Ce livre important, rédigé en 2004, ne ressemble pas vraiment à des mémoires politiques, même s’il en conserve le caractère vif et concret ; je le présenterais plutôt comme un essai sur les défis actuels de l’éducation, rédigé par un philosophe, au sens le plus noble du terme. Très peu de personnes peuvent se vanter — comme pourrait peut-être le faire Luc Ferry — d’avoir été philosophe et ministre. Une multitude de problèmes réels auxquels le ministre doit faire face (questions éthiques, de société, multiculturalisme, problèmes de financement) sont abordés, examinés, redéfinis, de la maternelle à l’université, sans oublier les centres de recherche. Et toujours, l’opinion publique des Français demeure critique par réflexe, soupçonneuse par principe, et impossible à satisfaire.

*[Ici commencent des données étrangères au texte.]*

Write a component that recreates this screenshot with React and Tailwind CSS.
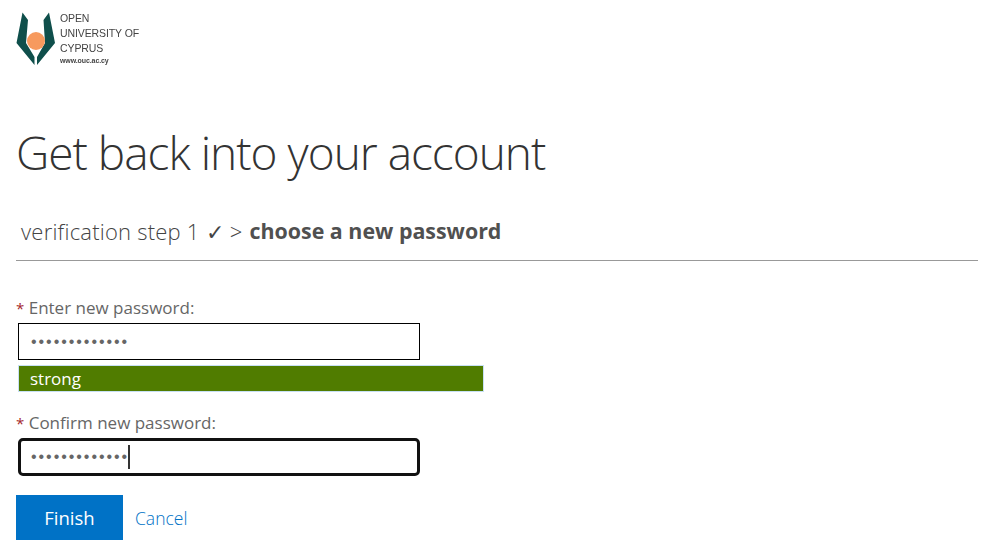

Dans sa conclusion qui propose une série de cinq mesures, Luc Ferry cite même le Canada, aux côtés de l’Allemagne et du Japon, au rang des pays qui aident davantage leurs chercheurs que la France (p. 271). Ouvrage réussi et enthousiasmant, Comment peut-on être ministre ? devrait être lu par un large public, autant par des décideurs, politicologues, politiciens, éducateurs et philosophes ; je verrais très bien ce titre ajouté dans la bibliographie des cours sur la gouvernance et en éducation à la citoyenneté. En dépit du contexte français ou européen de plusieurs questions soulevées dans ce livre, le lecteur québécois pourra opérer les transpositions et les comparaisons nécessaires, en fonction de notre contexte et de nos propres débats de société.